Start date: 14 January, 2012 End date: 30 May, 2012 Project type: Master's Thesis (prior to 2018) Project code: A16391 Countries: Ghana Institutions: University of Copenhagen (UCPH), Denmark Grant recipient: Christopher Peter Furlan Total grant: 10,000 DKK

Description

Abstract
As more and more people organise themselves into urban settings, sanitation becomes a significant and complex challenge. In many developing countries infrastructure is unable to match the sanitation needs of the population. Ghana like many of the countries on the African continent is faced with such a problem and is behind on meeting the sanitation targets set by the Millennium Development Goals (MDG) for water and sanitation. As a result people are getting sick, leading to wider social issues. A current method aimed at improving the sanitation landscape in Ghana is to use business and marketing to promote investment in household latrine systems. This technique aims at meeting coverage by having each household purchase an appropriate latrine system, thus improving the over all health situation. This thesis is written with this approach in mind, and in collaboration with the Sustainable Sanitation project — Ghana (SUSA). SUSA is a Danida sponsored project taking place in Prampram a rapidly urbanising poor Ghanaian fishing village with a high rate of open defecation.
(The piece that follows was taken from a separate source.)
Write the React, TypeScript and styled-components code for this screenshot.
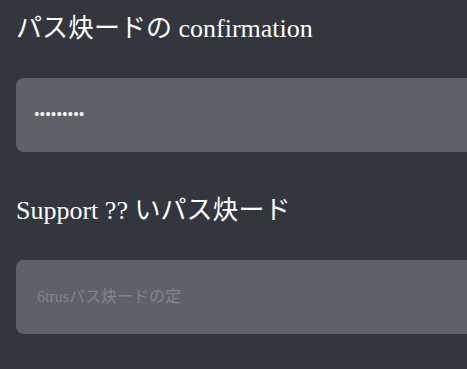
import styled, { createGlobalStyle } from "styled-components";

const GlobalStyle = createGlobalStyle`
  html, body {
    margin: 0;
    padding: 0;
    background: #33363e;
    overflow: hidden;
  }
  body {
    font-family: "Liberation Serif", "Noto Sans CJK JP", serif;
  }
`;

const Form = styled.form`
  display: flex;
  flex-direction: column;
  padding: 12px 0 0 16px;
`;

const Field = styled.div`
  display: flex;
  flex-direction: column;
  margin-bottom: 42px;
`;

const Label = styled.label`
  display: block;
  color: #ffffff;
  font-size: 26px;
  line-height: 33px;
  margin-bottom: 33px;
`;

const Input = styled.input<{ $inset?: number }>`
  box-sizing: content-box;
  width: 100%;
  height: 74px;
  padding: 0 ${(p) => p.$inset ?? 18}px;
  border: none;
  border-radius: 8px;
  outline: none;
  background: #5e6169;
  color: #ffffff;
  font-family: "Liberation Serif", "Noto Sans CJK JP", serif;
  font-size: 16px;

  &::placeholder {
    font-family: "Liberation Serif", "Noto Sans CJK JP", serif;
    font-size: 16px;
    color: #82858b;
  }
`;

export default function App() {
  return (
    <>
      <GlobalStyle />
      <Form onSubmit={(e) => e.preventDefault()}>
        <Field>
          <Label htmlFor="confirm">パス炔ードの confirmation</Label>
          <Input id="confirm" type="password" defaultValue="123456789" />
        </Field>
        <Field>
          <Label htmlFor="support">Support ?? いパス炔ード</Label>
          <Input
            id="support"
            type="text"
            $inset={21}
            placeholder="6trusパス炔ードの定"
          />
        </Field>
      </Form>
    </>
  );
}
The original aim of this thesis was to employ ethnographic methods to provide inputs into marketing strategies by exploring the motivations and barriers for household latrine uptake.

However, fieldwork in Prampram revealed a fundamental flaw in using latrine uptake to improve the health situation concomitant to sanitation — people who had invested in private household latrines were not necessarily using them, instead continuing to defecate openly. Further fieldwork revealed a myriad of paradoxical and unique practices surrounding people who had invested in private latrines, including exclusion, forms of social defecation, and preferences for open defecation. Moreover, the continued construction of public facilities in Prampram provides an alternative to private latrine investment. Currently there is a high demand for these facilities although they are not widely utilised. Whilst, people with and without access to private facilities almost all complained about embarrassing situations arising from open defecation, however they continued to place themselves in these situations rather than use the public facilities that would alleviate the suffering they felt.

What these practices reveal is that there are significant social and cultural issues influencing sanitation, which are equally as important as technology. Whilst using marketing to get people to construct latrines in their households will help in meeting the MDG targets for sanitation, it will not necessarily improve the health problems that arise from poor sanitation. Viewing Prampram as an emerging market, thesis employs interaction analysis, developed in design anthropology, to examine how people interact with the sanitation landscape in Prampram in order to provide inputs into a health relevant business approach that has its starting point in people rather than latrines. By locating people, rather than latrine technologies at the centre of sanitation, behaviours with existing technologies and the wider sanitation landscape can be seen as a dialogue or ongoing negotiation between people and the technologies associated with the universal need to defecate. This can then be engaged with by implementing contextually derived sanitation solutions, moving away from coverage and instead focusing on practices of defecation.